On rajoutera qu'elle songe, en perspective, à l'exclusion de l'influence extérieure de l'Occident et spécifiquement des États-Unis.

- le « Partenariat Oriental de l'Union Européenne » (2006), visant la stabilité régionale en dehors de l'influence russe, qui a fait recours aux négociations multilatérales de Minsk (format Normandie), comme issue négociée à la logique de la confrontation et s'est prévalue d'un rapprochement de l'OTAN et des États-Unis.

    POUR UN CHANGEMENT DE PARADIGMES

Confrontée aux menaces et aux défis de demain, la doctrine du non-alignement représente-t-elle, pour l'Europe, une voie praticable, de transition systémique et de positionnement indépendant, face à la réalité d'un monde de puissances et au combat pour la liberté de manœuvre contre les pouvoirs hégémoniques, ou pour la liberté tout court ?

Vise-t-elle à faire émerger un nouveau paradigme politique dans la scène internationale et , à partir de là, une nouvelle situation de défis, face aux stratégies de menace et de chantage existants ?

Le « Non-Alignement » peut-il constituer pour l'Europe une doctrine d'affranchissement et d'indépendance pour l'avenir ?

En effet, seules les puissances mondiales, nucléaires et multipolaires peuvent représenter un pouvoir intégrateur pour les constellations fragmentées d’États, moins douées en ressources et en quête de stabilité.

A l'époque actuelle, ce nouveau paradigme peut être comparé à une posture de « diplomatie préventive », dressée contre les dérapages nucléaires, mais dépourvue d'une alternative systémique et d'une véritable consistance stratégique.

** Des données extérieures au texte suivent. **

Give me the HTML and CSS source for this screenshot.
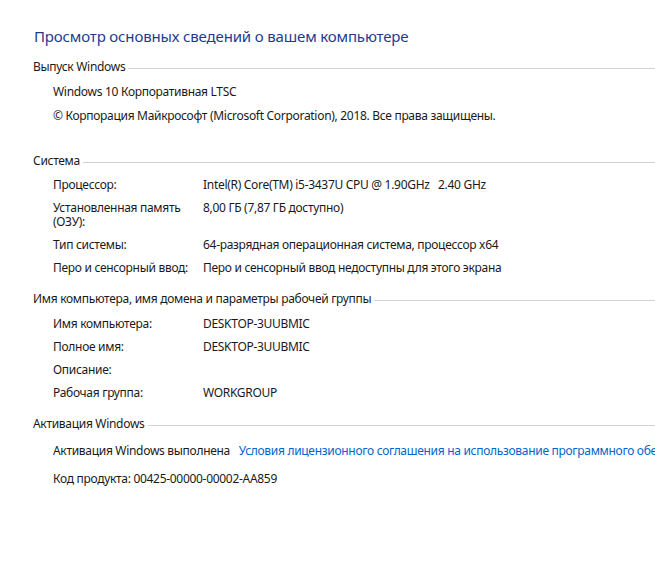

Il peut être assimilé à une « middle range theorie ».

Comme tel, il peut faire appel à une indépendance et souveraineté individuelles défaillantes, car un monde multipolaire est davantage fondé sur des déséquilibres structurels, que sur des alliances instables et des doctrines « in fieri ».

Par ailleurs, il permet une réflexion sur un système international plus souple et moins turbulent, un frein calculé face aux conflits et une protection moins aléatoire vis à vis de la guerre nucléaire, pointée par les Grands contre les pays dépourvus de « suffisance », en matière de sécurité et de défense.